The last tender to sell a 68 percent stake in LASCO failed in April when both bidders—Italian d'Amico Societa di Navigazione and FAL Oil Company of United Arab Emirates—missed the deadline to place a bid bond.
Cooperation between Riga and Moscow
Talks between the Riga City Council and the Moscow city government had exceeded all expectations in terms of favorable attitude and readiness to cooperate, Riga Mayor Gundars Bojārs announced after returning from Moscow.
The capitals agreed at a lunch hosted by Moscow Deputy Mayor Valerii Shantsev to set up a working group for cooperation and to soon sign a protocol on cooperation in the areas of tourism, economy, trade, education and culture.
"Meetings of Moscow and Riga [officials] of such ranks have not taken place for the last ten years, maybe even longer," Bojārs said, adding that the delegation unexpectedly received many proposals to work with Moscow.
Bojārs also talked to Russian State Duma International Affairs Committee Chairman Konstantin Kosachev.
National Bolsheviks return to Russia
Security service handed three members of the radical National Bolshevik Party over to the Russian border guards at Grebneva border checkpoint after they had spent seven months in jail for illegal border crossing.
Four National Bolsheviks from Russia—Kiril Begun, 20, Mikhail Savinov, 26, Ilya Shamazov, 19, and Sergey Geronin, 17—were detained in Latgale, Eastern Latvia, last November when they jumped off a St Petersburg-Kaliningrad train.

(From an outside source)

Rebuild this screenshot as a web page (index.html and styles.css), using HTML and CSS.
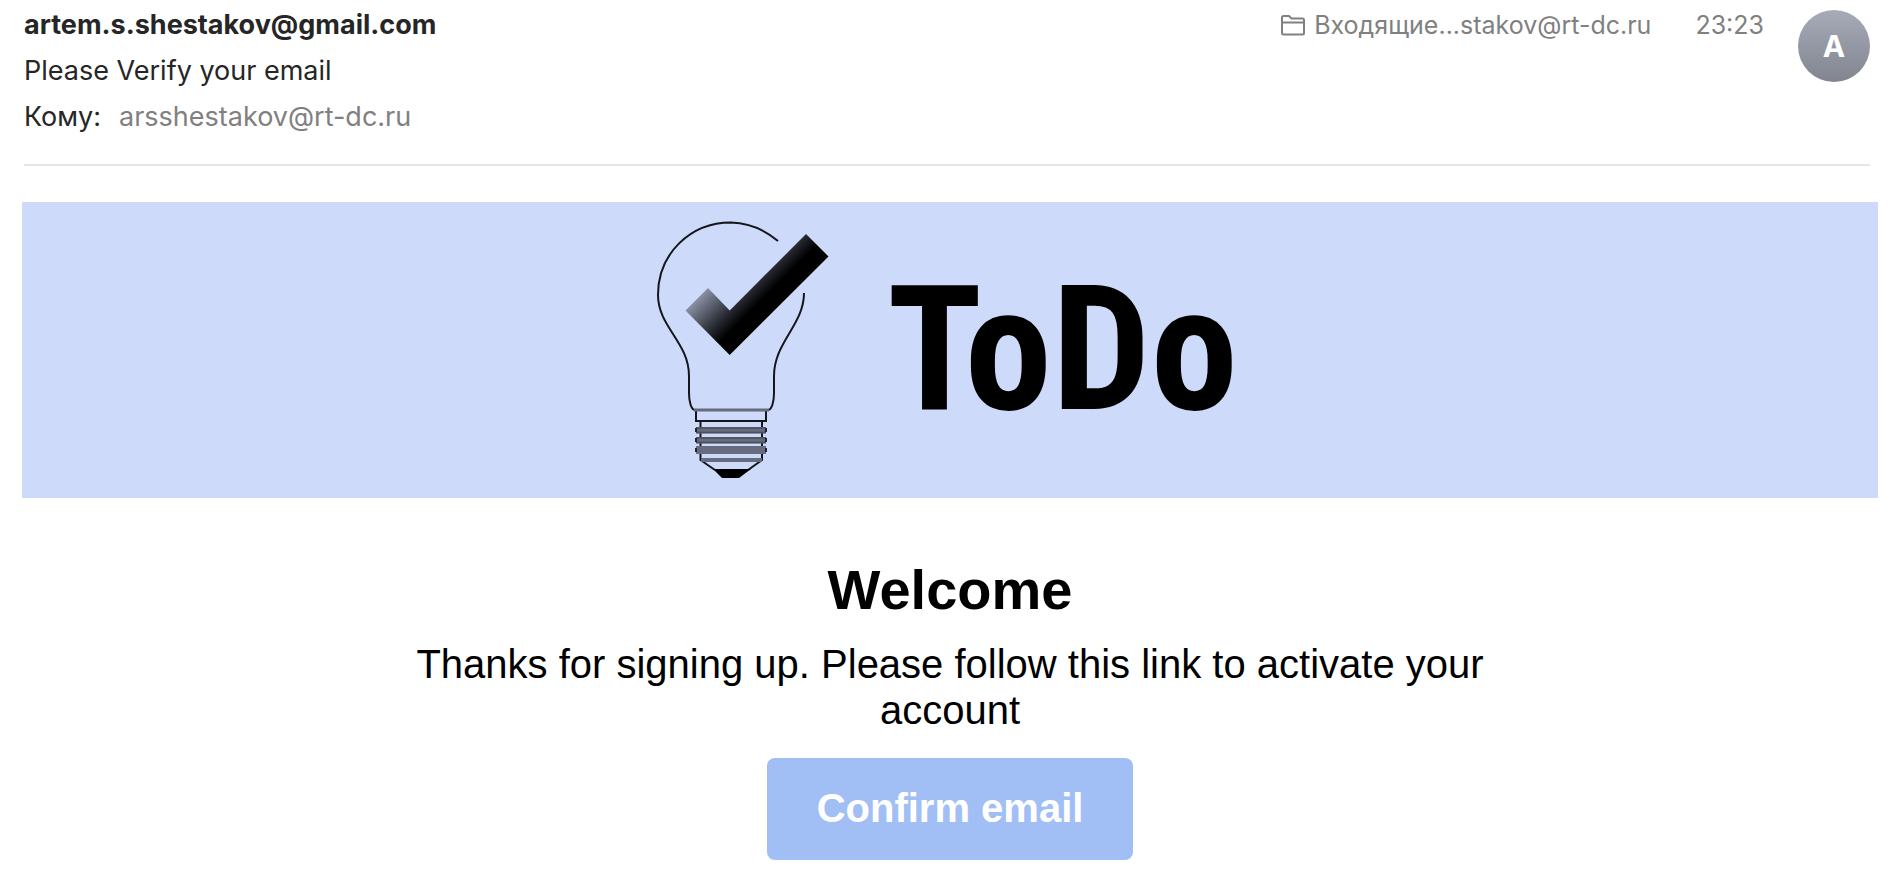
FILE: index.html
```html
<!DOCTYPE html>
<html lang="ru">
<head>
<meta charset="utf-8">
<meta name="viewport" content="width=device-width, initial-scale=1">
<title>Please Verify your email</title>
<link rel="stylesheet" href="styles.css">
</head>
<body>
<header class="mail-header">
  <div class="mail-info">
    <div class="mail-from">artem.s.shestakov@gmail.com</div>
    <div class="mail-subject">Please Verify your email</div>
    <div class="mail-to"><span>Кому:</span><span class="mail-address">arsshestakov@rt-dc.ru</span></div>
  </div>
  <div class="mail-meta">
    <div class="mailbox">
      <svg class="folder-icon" viewBox="0 0 26 24" aria-hidden="true">
        <path d="M2 20V4.500a1.500 1.500 0 0 1 1.500-1.500h5.500l2.500 2.500H22.500a1.500 1.500 0 0 1 1.500 1.500v13a1.500 1.500 0 0 1-1.500 1.500H3.500a1.500 1.500 0 0 1-1.500-1.500zM2 9.500h22" fill="none" stroke="currentColor" stroke-width="2" stroke-linejoin="round"/>
      </svg>
      <span>Входящие...stakov@rt-dc.ru</span>
    </div>
    <time class="mail-time">23:23</time>
    <div class="avatar">A</div>
  </div>
</header>
<main class="mail-body">
  <div class="banner">
    <svg class="bulb" viewBox="650 215 185 270" aria-hidden="true">
      <defs>
        <linearGradient id="tick" gradientUnits="userSpaceOnUse" x1="697" y1="299" x2="730" y2="332">
          <stop offset="0" stop-color="#8a91a4"/>
          <stop offset=".66" stop-color="#2a2d35"/>
          <stop offset="1" stop-color="#000"/>
        </linearGradient>
      </defs>
      <g fill="none" stroke="#14161b" stroke-width="2">
        <path d="M778 241C765 230 749 223 731 222.500C690 222.500 658 254 658 295C658 327 689 342 689 376V393C689 401 691 410 695 410M804 293C804 325 774 342 774 376V393C774 401 772 410 768 410"/>
        <path d="M696 410V421H766V410M700.500 421V460L715 470M762 421V460L748 470"/>
      </g>
      <g fill="#666b7d">
        <path d="M694 408.500h75v3h-75z"/>
        <path d="M696 427h70v6.500h-70zM696 437h70v6.500h-70zM696 446h70v8h-70zM701 458h61v4h-61z"/>
      </g>
      <path d="M696 428h70M696 432.500h70M696 438h70M696 442.500h70" stroke="#4b4f5d" stroke-width="1.500"/>
      <path d="M696 428v4M766 428v4M696 438v4M766 438v4M696 448v4M766 448v4" stroke="#22252c" stroke-width="2"/>
      <path d="M713 469h38l-12 9h-17z"/>
      <path d="M685.500 310.500L708 288l21.700 22.500L806 234l22.500 22.500L729.700 355z" fill="url(#tick)"/>
    </svg>
    <span class="brand">ToDo</span>
  </div>
  <section class="message">
    <h1 class="title">Welcome</h1>
    <p class="text">Thanks for signing up. Please follow this link to activate your account</p>
    <a class="confirm" href="#">Confirm email</a>
  </section>
</main>
</body>
</html>
```
FILE: styles.css
```css
* {
  box-sizing: border-box;
}

body {
  margin: 0;
  background: #fff;
  color: #262626;
  font-family: Inter, "Liberation Sans", sans-serif;
  font-size: 27px;
  line-height: 46px;
}

.mail-header {
  display: flex;
  justify-content: space-between;
  margin: 0 26px 0 24px;
  padding-bottom: 24px;
  border-bottom: 2px solid #e6e6e6;
}

.mail-info {
  padding-top: 2px;
}

.mail-from {
  font-weight: 700;
}

.mail-to {
  display: flex;
  gap: 18px;
}

.mail-address,
.mail-meta {
  color: #808080;
}

.mail-meta {
  display: flex;
  align-items: flex-start;
  padding-top: 2px;
  font-size: 25px;
}

.mailbox {
  display: flex;
  align-items: center;
  gap: 8px;
  margin-right: 44px;
}

.folder-icon {
  width: 26px;
  height: 24px;
}

.mail-time {
  margin-right: 34px;
}

.avatar {
  display: flex;
  align-items: center;
  justify-content: center;
  width: 72px;
  height: 72px;
  margin-top: 8px;
  border-radius: 50%;
  background: linear-gradient(#a6abb8, #82858f);
  color: #fff;
  font-size: 30px;
  font-weight: 700;
}

.mail-body {
  margin: 36px 18px 0 22px;
  color: #000;
  font-family: "Liberation Sans", Arial, sans-serif;
}

.banner {
  display: flex;
  align-items: center;
  justify-content: center;
  gap: 52px;
  height: 296px;
  padding-right: 12px;
  background: #cddafa;
}

.bulb {
  width: 185px;
  height: 270px;
}

.brand {
  font-family: "Liberation Sans Narrow", "Roboto Condensed", "Open Sans Condensed", Roboto, sans-serif;
  font-size: 175px;
  font-weight: 700;
  line-height: 270px;
}

.message {
  display: flex;
  flex-direction: column;
  align-items: center;
  max-width: 1160px;
  margin: 0 auto;
  padding-top: 60px;
  text-align: center;
}

.title {
  margin: 0;
  font-size: 56px;
  font-weight: 700;
  line-height: 64px;
}

.text {
  margin: 19px 0 25px;
  font-size: 40px;
  line-height: 46px;
}

.confirm {
  padding: 27px 50px 29px;
  border-radius: 8px;
  background: #a1bff5;
  color: #fff;
  font-size: 40px;
  font-weight: 700;
  text-decoration: none;
}
```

Three of them were banned from entering Latvia.
Bolsheviks arrived in Latvia at the order of the party leaders to take part in a picket in Riga.

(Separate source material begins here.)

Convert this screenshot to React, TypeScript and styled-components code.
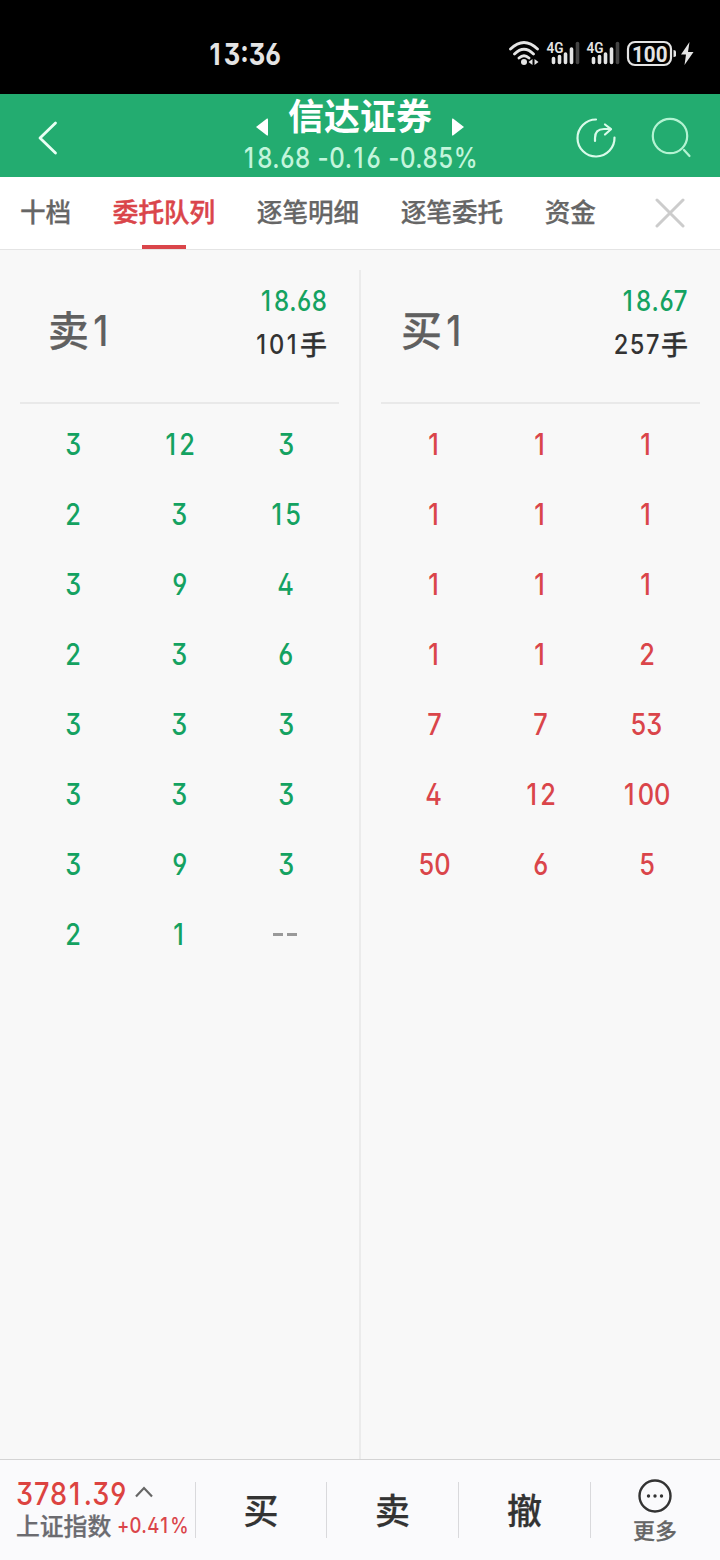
import React from 'react';
import styled, { createGlobalStyle } from 'styled-components';

const GlobalStyle = createGlobalStyle`
  * { box-sizing: border-box; }
  body { margin: 0; background: #f8f8f8; }
`;

const cjk = `'Noto Sans CJK SC', sans-serif`;
const green = '#14a261';
const red = '#da454a';

const Screen = styled.div`
  display: flex;
  flex-direction: column;
  width: 720px;
  height: 1560px;
  background: #f8f8f8;
  font-family: ${cjk};
  font-weight: 500;
  -webkit-text-stroke: 0.25px currentColor;
  overflow: hidden;
`;

interface FigureProps {
  $size: number;
  $color?: string;
  $weight?: number;
  $scale?: number;
  $origin?: string;
  $gap?: number;
}

/* Narrow DIN-like figures with flat-topped 3 and open 6/9 */
const Figure = styled.span<FigureProps>`
  display: inline-block;
  font-family: Inter, sans-serif;
  font-feature-settings: 'cv09' 1, 'ss01' 1;
  font-size: ${p => p.$size}px;
  line-height: 1;
  font-weight: ${p => p.$weight ?? 500};
  letter-spacing: ${p => p.$gap ?? 0}px;
  -webkit-text-stroke: 0;
  color: ${p => p.$color ?? 'inherit'};
  transform: scaleX(${p => p.$scale ?? 0.86});
  transform-origin: ${p => p.$origin ?? 'center'} center;
  white-space: nowrap;
`;

/* Gives the narrow digit 1 about the same advance as the others */
const One = styled.span`
  margin-left: 0.04em;
  letter-spacing: 0.13em;
`;

function Num({ children, ...rest }: FigureProps & { children: string }) {
  return (
    <Figure {...rest}>
      {children.split(/(1)/).filter(Boolean).map((part, i) => (part === '1' ? <One key={i}>1</One> : part))}
    </Figure>
  );
}

const StatusBar = styled.header`
  flex: none;
  display: flex;
  justify-content: space-between;
  align-items: center;
  height: 94px;
  padding: 14px 26px 0 202px;
  background: #000;
  color: #e4e4e4;
`;

const StatusIcons = styled.svg`
  display: block;
  width: 186px;
  height: 30px;
  -webkit-text-stroke: 0;
`;

const Header = styled.div`
  flex: none;
  display: grid;
  grid-template-columns: 240px 240px 240px;
  height: 83px;
  background: #23ac70;
  color: #fff;
`;

const HeaderLeft = styled.div`
  display: flex;
  align-items: center;
  padding: 4px 0 0 34px;
`;

const HeaderRight = styled.div`
  display: flex;
  align-items: center;
  justify-content: flex-end;
  gap: 32px;
  padding: 4px 26px 0 0;
`;

const TitleBlock = styled.div`
  display: flex;
  flex-direction: column;
  align-items: center;
`;

const TitleRow = styled.div`
  display: flex;
  align-items: center;
  gap: 19px;
  height: 46px;
`;

const Title = styled.h1`
  margin: -6px 0 0;
  font-size: 36px;
  line-height: 46px;
  font-weight: 700;
  -webkit-text-stroke: 0;
`;

const Arrow = styled.svg`
  width: 14px;
  height: 18px;
  margin-top: 20px;
`;

const Quote = styled.div`
  margin: 4px 0 0 1px;
  color: #c3f5dc;
  line-height: 28px;
`;

const Tabs = styled.nav`
  flex: none;
  display: flex;
  gap: 41.6px;
  height: 73px;
  padding-left: 20px;
  background: #fff;
  border-bottom: 1px solid #e4e4e4;
`;

const Tab = styled.div<{ $active?: boolean }>`
  display: flex;
  flex-direction: column;
  align-items: center;
  justify-content: space-between;
  height: 72px;
  font-size: 25.6px;
  line-height: 68px;
  color: ${p => (p.$active ? red : '#666')};
  -webkit-text-stroke: ${p => (p.$active ? 0.5 : 0.25)}px currentColor;
  &::after {
    content: '';
    width: 44px;
    height: 4px;
    flex: none;
    background: ${p => (p.$active ? red : 'transparent')};
  }
`;

const Close = styled.svg`
  width: 30px;
  height: 30px;
  margin: 21px 0 0 17px;
`;

const Board = styled.main`
  flex: 1;
  display: grid;
  grid-template-columns: 361px 359px;
  padding-top: 20px;
`;

const Side = styled.section<{ $divided?: boolean }>`
  padding: 0 20px;
  border-right: ${p => (p.$divided ? '2px solid #ebebeb' : '0')};
`;

const SideHead = styled.div<{ $inset: number }>`
  display: flex;
  justify-content: space-between;
  height: 134px;
  padding: 0 12px 0 ${p => p.$inset}px;
  border-bottom: 2px solid #e9e9e9;
`;

const SideName = styled.div`
  display: flex;
  align-items: center;
  height: 116px;
  font-size: 41px;
  color: #606060;
  ${Figure} {
    margin: 5px 0 0 1px;
  }
`;

const SideInfo = styled.div`
  display: flex;
  flex-direction: column;
  align-items: flex-end;
  padding-top: 9px;
`;

const InfoLine = styled.div`
  display: flex;
  align-items: center;
  height: 43px;
  font-size: 27px;
  color: #333;
`;

const VolumeLine = styled(InfoLine)`
  height: 42px;
  ${Figure} {
    margin-top: 3px;
  }
`;

const Queue = styled.div`
  display: grid;
  grid-template-columns: repeat(3, 1fr);
  grid-auto-rows: 70px;
  padding-top: 6px;
  place-items: center;
`;

const Footer = styled.footer`
  flex: none;
  display: grid;
  grid-template-columns: 196px 131px 132px 132px 129px;
  height: 101px;
  padding-top: 22px;
  border-top: 1px solid #d4d4d4;
  background: #fafafc;
`;

const Cell = styled.div`
  display: flex;
  align-items: center;
  justify-content: center;
  height: 56px;
  padding-bottom: 4px;
  border-right: 1px solid #d9d9dc;
  font-size: 35px;
  color: #333;
`;

const IndexCell = styled(Cell)`
  flex-direction: column;
  align-items: flex-start;
  justify-content: flex-start;
  padding-left: 16px;
`;

const IndexRow = styled.div`
  flex: none;
  display: flex;
  align-items: center;
  height: 32px;
  margin-top: -4px;
`;

const IndexName = styled.div`
  flex: none;
  display: flex;
  align-items: center;
  height: 29px;
  line-height: 26px;
  font-size: 23.8px;
  color: #6b6b70;
  white-space: nowrap;
  ${Figure} {
    margin: 2px 0 0 6px;
  }
`;

const Caret = styled.svg`
  flex: none;
  width: 18px;
  height: 12px;
  margin: -4px 0 0 -10px;
`;

const MoreCell = styled(Cell)`
  flex-direction: column;
  justify-content: flex-start;
  height: 72px;
  margin-top: -4px;
  padding: 0 1px 0 0;
  border: 0;
  font-size: 22px;
  line-height: 30px;
  color: #666;
`;

const MoreIcon = styled.svg`
  flex: none;
  width: 36px;
  height: 36px;
`;

const tabs = ['十档', '委托队列', '逐笔明细', '逐笔委托', '资金'];
const sells = '3 12 3 2 3 15 3 9 4 2 3 6 3 3 3 3 3 3 3 9 3 2 1 --'.split(' ');
const buys = '1 1 1 1 1 1 1 1 1 1 1 2 7 7 53 4 12 100 50 6 5'.split(' ');

const Signal = ({ x }: { x: number }) => (
  <g transform={`translate(${x} 0)`}>
    <text x="-0.5" y="14" fontFamily="Roboto, sans-serif" fontSize="15.500" fontWeight="600" textLength="17" lengthAdjust="spacingAndGlyphs">4G</text>
    <g strokeWidth="3.6" strokeLinecap="round" stroke="#e4e4e4">
      <path d="M6.500 19.500v4M12.500 17.500v6M18.500 15v8.500M24.500 10v13.500" />
      <path d="M30.500 4.500v19" stroke="#444" />
    </g>
  </g>
);

function Amount({ value, color }: { value: string; color: string }) {
  return value === '--' ? (
    <svg width="26" height="4" viewBox="0 0 26 4"><path d="M0 1.500h10M14 1.500h10" stroke="#999" strokeWidth="3" /></svg>
  ) : (
    <Num $size={29.5} $color={color}>{value}</Num>
  );
}

export default function App() {
  return (
    <Screen>
      <GlobalStyle />
      <StatusBar>
        <Num $size={30} $weight={650} $scale={0.85}>13:36</Num>
        <StatusIcons viewBox="0 0 186 30" fill="#e4e4e4">
          <g fill="none" stroke="#e4e4e4" strokeWidth="2.800" strokeLinecap="round">
            <path d="M2.500 10Q16 -3 29.500 10M6.500 15Q16 5.500 25.500 15M11 19Q16 14.500 21 19" />
          </g>
          <circle cx="16" cy="23" r="3" />
          <path d="M24.500 20v6l-4-3zM26.500 20v6l4-3z" />
          <Signal x={39} />
          <Signal x={79} />
          <rect x="120" y="3" width="43" height="23" rx="7" fill="none" stroke="#e4e4e4" strokeWidth="2.200" />
          <text x="124" y="22.500" fontFamily="Roboto, sans-serif" fontWeight="700" fontSize="22" textLength="35.500" lengthAdjust="spacingAndGlyphs">100</text>
          <path d="M165.500 11q2.500 0 2.500 1.500v4q0 1.500 -2.500 1.500z" />
          <path d="M181.500 3L173 15.500h5L176.500 26L185.500 13h-5.500z" />
        </StatusIcons>
      </StatusBar>

      <Header>
        <HeaderLeft>
          <svg width="26" height="36" viewBox="0 0 26 36" fill="none" stroke="#e9fff4" strokeWidth="2.800" strokeLinecap="round" strokeLinejoin="round">
            <path d="M21.500 3L6 18L21.500 33" />
          </svg>
        </HeaderLeft>
        <TitleBlock>
          <TitleRow>
            <Arrow viewBox="0 0 14 18" fill="#fff"><path d="M1 9L12 .500q1 -.500 1 1v15q0 1.500 -1 1z" /></Arrow>
            <Title>信达证券</Title>
            <Arrow viewBox="0 0 14 18" fill="#fff"><path d="M13 9L2 .500q-1 -.500 -1 1v15q0 1.500 1 1z" /></Arrow>
          </TitleRow>
          <Quote><Num $size={28} $weight={450} $gap={0.6}>18.68 -0.16 -0.85%</Num></Quote>
        </TitleBlock>
        <HeaderRight>
          <svg width="44" height="44" viewBox="0 0 44 44" fill="none" stroke="#d9fbea" strokeWidth="2.200" strokeLinecap="round" strokeLinejoin="round">
            <path d="M22 3.500A18.500 18.500 0 1 0 40.500 21.500" />
            <path d="M21 25v-3q0 -9 9 -9h7M31 8.500l6 4.700L31 18.500" />
          </svg>
          <svg width="44" height="44" viewBox="0 0 44 44" fill="none" stroke="#b3f3d2" strokeWidth="2.200" strokeLinecap="round">
            <circle cx="20" cy="20" r="17.200" /><path d="M34 34l5.500 6" />
          </svg>
        </HeaderRight>
      </Header>

      <Tabs>
        {tabs.map((t, i) => <Tab key={t} $active={i === 1}>{t}</Tab>)}
        <Close viewBox="0 0 30 30" stroke="#ccc" strokeWidth="3" strokeLinecap="round"><path d="M2 2l26 26M28 2L2 28" /></Close>
      </Tabs>

      <Board>
        <Side $divided>
          <SideHead $inset={28}>
            <SideName>卖<Num $size={42}>1</Num></SideName>
            <SideInfo>
              <InfoLine><Num $size={28} $color={green} $origin="right" $gap={0.6}>18.68</Num></InfoLine>
              <VolumeLine><Num $size={27.5} $weight={450} $origin="right" $gap={1.8}>101</Num>手</VolumeLine>
            </SideInfo>
          </SideHead>
          <Queue>{sells.map((v, i) => <Amount key={i} value={v} color={green} />)}</Queue>
        </Side>
        <Side>
          <SideHead $inset={20}>
            <SideName>买<Num $size={42}>1</Num></SideName>
            <SideInfo>
              <InfoLine><Num $size={28} $color={green} $origin="right" $gap={1}>18.67</Num></InfoLine>
              <VolumeLine><Num $size={27.5} $weight={450} $origin="right" $gap={1.8}>257</Num>手</VolumeLine>
            </SideInfo>
          </SideHead>
          <Queue>{buys.map((v, i) => <Amount key={i} value={v} color={red} />)}</Queue>
        </Side>
      </Board>

      <Footer>
        <IndexCell>
          <IndexRow>
            <Num $size={31.5} $color="#dc4340" $origin="left" $gap={1.1}>3781.39</Num>
            <Caret viewBox="0 0 18 12" fill="none" stroke="#666" strokeWidth="2.200"><path d="M1 10.500L9 2l8 8.500" /></Caret>
          </IndexRow>
          <IndexName>上证指数<Num $size={21.5} $color={red} $origin="left" $gap={0.3}>+0.41%</Num></IndexName>
        </IndexCell>
        <Cell>买</Cell>
        <Cell>卖</Cell>
        <Cell>撤</Cell>
        <MoreCell>
          <MoreIcon viewBox="0 0 36 36" fill="#333">
            <circle cx="18" cy="18" r="15.500" fill="none" stroke="#333" strokeWidth="2.400" />
            <circle cx="11.500" cy="18" r="1.700" /><circle cx="18" cy="18" r="1.700" /><circle cx="24.500" cy="18" r="1.700" />
          </MoreIcon>
          更多
        </MoreCell>
      </Footer>
    </Screen>
  );
}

No registration for Barkashovtsi
The Latvian Enterprise Register refused to register the local branch of the Russian National Unity (Barkashovtsi) citing its affiliation with the Russia-based extremist organization that threatens Latvia's sovereignty.
Russia-based Russian National Unity, an organization of strong nationalist ideology, has developed various military units. Latvia's Barkhashovtsi operates as a branch of the Russian organization and is located in several regions of the country.